With a brass quintet providing the fanfare, the Memphis Symphony Orchestra formally introduced Mei-Ann Chen, 36, as its new music director Monday.
Shelby County Mayor Joe Ford, Memphis Mayor AC Wharton and MSO officials presented Chen with a baton brought in by a FedEx courier at a ceremony on the stage at The Cannon Center for the Performing Arts, where she will guide the orchestra's musical future and seek to connect with the community.
"The Memphis Symphony has a reputation nationwide of showing how truly innovative it can be as an orchestra and I intend to build on that," she said.

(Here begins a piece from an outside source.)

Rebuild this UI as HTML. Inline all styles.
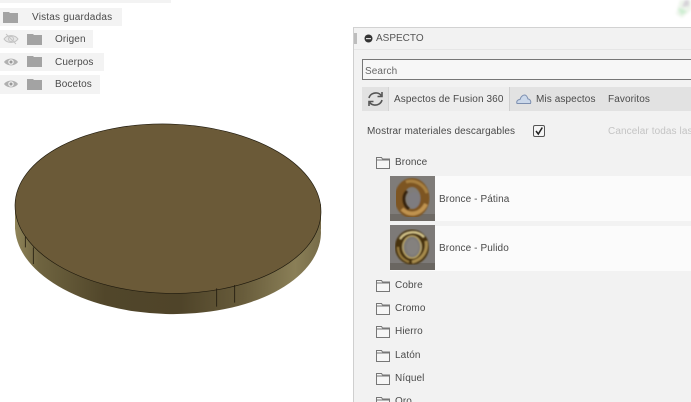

Her first tasks will be to meet as many people as she can in Memphis and to work with the orchestra's musicians, management and board "to shape a bold artistic vision. And I'm totally committed to bring the orchestra to the next level."
Chen said her vision includes building new bridges and strengthening relationships in the community, as well as making fresh musical moves such as experimenting with the concert format and combining different art forms and striving for greater educational impact.
Cheering her on was Dean Deyo, president of the Memphis Music Foundation, who said, "This is such a bold move for the orchestra and the community. We need all forms of our music working at full speed and we've got such an asset in the MSO."
The upcoming season, Chen said, will be about discovery and exploring new possibilities that she hopes "will connect to different parts of the community." Plans for the 2010-11 season have not been completed yet, but she did announce an appearance by popular violinist Joshua Bell performing Tchaikovsky's Violin Concerto.
The MSO will also perform a premiere of a commissioned work by noted composer Osvaldo Golijov. Longstanding favorites are also scheduled, including Beethoven's Ninth Symphony and Rimsky-Korsakov's "Scheherazade." Pops concerts will include a salute to Gershwin and a concert of music by Billy Joel and Elton John.
Chen's résumé includes jobs in Portland, Ore., Atlanta and Baltimore.
Andy Yu, a violinist with the MSO, was particularly pleased that a countryman of his was now on the podium.
He said of the Taiwan-born Chen that "what she has achieved is unimaginably tough. I feel very proud that she is on the podium."
Chen will move to town this summer.
"I can't wait," she said, "to make a difference in Memphis."